PROMPT:
Set down each line of the material that follows, exactly, with no pictures.

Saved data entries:
----
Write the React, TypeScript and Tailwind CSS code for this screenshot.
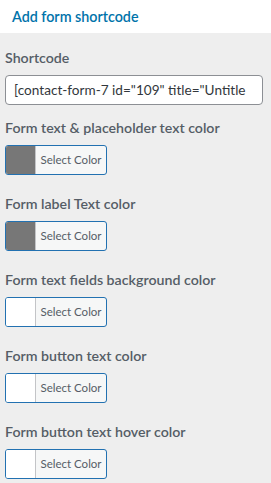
import React from "react";

const items: { label: string; color: string }[] = [
  { label: "Form text & placeholder text color", color: "#777777" },
  { label: "Form label Text color", color: "#777777" },
  { label: "Form text fields background color", color: "#ffffff" },
  { label: "Form button text color", color: "#ffffff" },
  { label: "Form button text hover color", color: "#ffffff" },
];

function ColorButton({ color }: { color: string }) {
  return (
    <div className="flex h-[30px] w-[102px] overflow-hidden rounded-[3px] border border-[#2271b1] bg-[#f6f7f7]">
      <div className="w-[30px] border-r border-[#c3c4c7]" style={{ backgroundColor: color }} />
      <div className="flex flex-1 items-center justify-center text-[11.5px] text-[#555d66]">Select Color</div>
    </div>
  );
}

export default function App() {
  return (
    <div className="flex h-[483px] w-[271px] flex-col bg-[#eeeeee] font-['Lato',sans-serif]">
      <div className="flex h-[33px] shrink-0 items-center bg-white px-[12px] text-[14.3px] font-semibold text-[#0073aa]">
        Add form shortcode
      </div>
      <div className="flex flex-col px-[5px] pt-[13px]">
        <div className="h-[24px] text-[14.2px] font-semibold leading-[24px] text-[#555d66]">Shortcode</div>
        <div className="mt-[5px] flex h-[30px] w-[258px] items-center overflow-hidden whitespace-nowrap rounded-[4px] border border-[#8c8f94] bg-white pl-[8px] text-[13.6px] text-[#32373c]">
          [contact-form-7 id="109" title="Untitle
        </div>
        <div className="mt-[11px] flex flex-col gap-[17px]">
          {items.map((it) => (
            <div key={it.label} className="flex flex-col gap-[5px]">
              <div className="h-[24px] text-[14.2px] font-semibold leading-[24px] text-[#555d66]">{it.label}</div>
              <ColorButton color={it.color} />
            </div>
          ))}
        </div>
      </div>
    </div>
  );
}
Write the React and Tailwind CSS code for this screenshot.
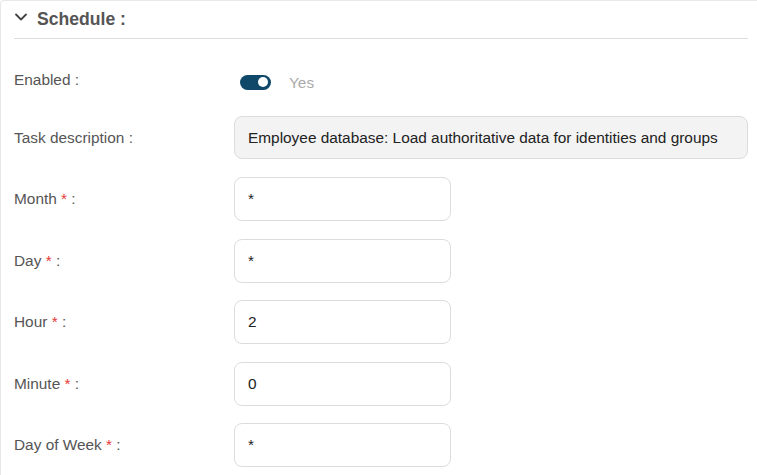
import React from 'react';
import { ChevronDown } from 'lucide-react';

const fields = [
  { label: 'Month', value: '*' },
  { label: 'Day', value: '*' },
  { label: 'Hour', value: '2' },
  { label: 'Minute', value: '0' },
  { label: 'Day of Week', value: '*' },
];

const Label = ({ children, required, className = '' }) => (
  <div className={`w-[220px] shrink-0 text-[15.4px] text-[#555] ${className}`}>
    {children}
    {required && <span className="text-[#e53935]"> *</span>} :
  </div>
);

const App = () => {
  return (
    <div
      className="h-[475px] w-[757px] overflow-hidden bg-white"
      style={{ fontFamily: '"Liberation Sans", Arial, sans-serif' }}
    >
      <div className="h-full rounded-tl border-l border-t border-[#e8e8e8] pl-[13px] pr-[9px]">
        <div className="flex h-[38px] items-center gap-[6px] border-b border-[#dedede]">
          <ChevronDown size={20} strokeWidth={2.2} className="-ml-[3px] -mt-[6px] text-[#444]" />
          <span className="text-[17.6px] font-bold text-[#555]">Schedule :</span>
        </div>

        <div className="flex flex-col">
          <div className="mt-[20px] flex h-[44px] items-center">
            <Label className="-mt-[3px]">Enabled</Label>
            <div className="ml-[6px] flex items-center gap-[18px] pt-[3px]">
              <div className="flex h-[15px] w-[31px] items-center justify-end rounded-full bg-[#0f4869] pr-[3px]">
                <div className="h-[10px] w-[10px] rounded-full bg-white" />
              </div>
              <span className="text-[15.4px] text-[#aaa]">Yes</span>
            </div>
          </div>

          <div className="mt-[13px] flex h-[43px] items-center">
            <Label>Task description</Label>
            <div className="flex h-full flex-1 items-center rounded-lg border border-[#dcdcdc] bg-[#f3f3f3] px-[13px] text-[15.4px] text-[#222]">
              Employee database: Load authoritative data for identities and groups
            </div>
          </div>

          <div className="mt-[18px] flex flex-col gap-[17.5px]">
            {fields.map((f) => (
              <div key={f.label} className="flex h-[44px] items-center">
                <Label required>{f.label}</Label>
                <div className="flex h-full w-[217px] items-center rounded-lg border border-[#dcdcdc] bg-white px-[13px] text-[15.4px] text-[#222]">
                  {f.value}
                </div>
              </div>
            ))}
          </div>
        </div>
      </div>
    </div>
  );
};

export default App;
----
REPLY:
Write the React, TypeScript and Tailwind CSS code for this screenshot.
import React from "react";

const items: { label: string; color: string }[] = [
  { label: "Form text & placeholder text color", color: "#777777" },
  { label: "Form label Text color", color: "#777777" },
  { label: "Form text fields background color", color: "#ffffff" },
  { label: "Form button text color", color: "#ffffff" },
  { label: "Form button text hover color", color: "#ffffff" },
];

function ColorButton({ color }: { color: string }) {
  return (
    <div className="flex h-[30px] w-[102px] overflow-hidden rounded-[3px] border border-[#2271b1] bg-[#f6f7f7]">
      <div className="w-[30px] border-r border-[#c3c4c7]" style={{ backgroundColor: color }} />
      <div className="flex flex-1 items-center justify-center text-[11.5px] text-[#555d66]">Select Color</div>
    </div>
  );
}

export default function App() {
  return (
    <div className="flex h-[483px] w-[271px] flex-col bg-[#eeeeee] font-['Lato',sans-serif]">
      <div className="flex h-[33px] shrink-0 items-center bg-white px-[12px] text-[14.3px] font-semibold text-[#0073aa]">
        Add form shortcode
      </div>
      <div className="flex flex-col px-[5px] pt-[13px]">
        <div className="h-[24px] text-[14.2px] font-semibold leading-[24px] text-[#555d66]">Shortcode</div>
        <div className="mt-[5px] flex h-[30px] w-[258px] items-center overflow-hidden whitespace-nowrap rounded-[4px] border border-[#8c8f94] bg-white pl-[8px] text-[13.6px] text-[#32373c]">
          [contact-form-7 id="109" title="Untitle
        </div>
        <div className="mt-[11px] flex flex-col gap-[17px]">
          {items.map((it) => (
            <div key={it.label} className="flex flex-col gap-[5px]">
              <div className="h-[24px] text-[14.2px] font-semibold leading-[24px] text-[#555d66]">{it.label}</div>
              <ColorButton color={it.color} />
            </div>
          ))}
        </div>
      </div>
    </div>
  );
}
Write the React and Tailwind CSS code for this screenshot.
import React from 'react';
import { ChevronDown } from 'lucide-react';

const fields = [
  { label: 'Month', value: '*' },
  { label: 'Day', value: '*' },
  { label: 'Hour', value: '2' },
  { label: 'Minute', value: '0' },
  { label: 'Day of Week', value: '*' },
];

const Label = ({ children, required, className = '' }) => (
  <div className={`w-[220px] shrink-0 text-[15.4px] text-[#555] ${className}`}>
    {children}
    {required && <span className="text-[#e53935]"> *</span>} :
  </div>
);

const App = () => {
  return (
    <div
      className="h-[475px] w-[757px] overflow-hidden bg-white"
      style={{ fontFamily: '"Liberation Sans", Arial, sans-serif' }}
    >
      <div className="h-full rounded-tl border-l border-t border-[#e8e8e8] pl-[13px] pr-[9px]">
        <div className="flex h-[38px] items-center gap-[6px] border-b border-[#dedede]">
          <ChevronDown size={20} strokeWidth={2.2} className="-ml-[3px] -mt-[6px] text-[#444]" />
          <span className="text-[17.6px] font-bold text-[#555]">Schedule :</span>
        </div>

        <div className="flex flex-col">
          <div className="mt-[20px] flex h-[44px] items-center">
            <Label className="-mt-[3px]">Enabled</Label>
            <div className="ml-[6px] flex items-center gap-[18px] pt-[3px]">
              <div className="flex h-[15px] w-[31px] items-center justify-end rounded-full bg-[#0f4869] pr-[3px]">
                <div className="h-[10px] w-[10px] rounded-full bg-white" />
              </div>
              <span className="text-[15.4px] text-[#aaa]">Yes</span>
            </div>
          </div>

          <div className="mt-[13px] flex h-[43px] items-center">
            <Label>Task description</Label>
            <div className="flex h-full flex-1 items-center rounded-lg border border-[#dcdcdc] bg-[#f3f3f3] px-[13px] text-[15.4px] text-[#222]">
              Employee database: Load authoritative data for identities and groups
            </div>
          </div>

          <div className="mt-[18px] flex flex-col gap-[17.5px]">
            {fields.map((f) => (
              <div key={f.label} className="flex h-[44px] items-center">
                <Label required>{f.label}</Label>
                <div className="flex h-full w-[217px] items-center rounded-lg border border-[#dcdcdc] bg-white px-[13px] text-[15.4px] text-[#222]">
                  {f.value}
                </div>
              </div>
            ))}
          </div>
        </div>
      </div>
    </div>
  );
};

export default App;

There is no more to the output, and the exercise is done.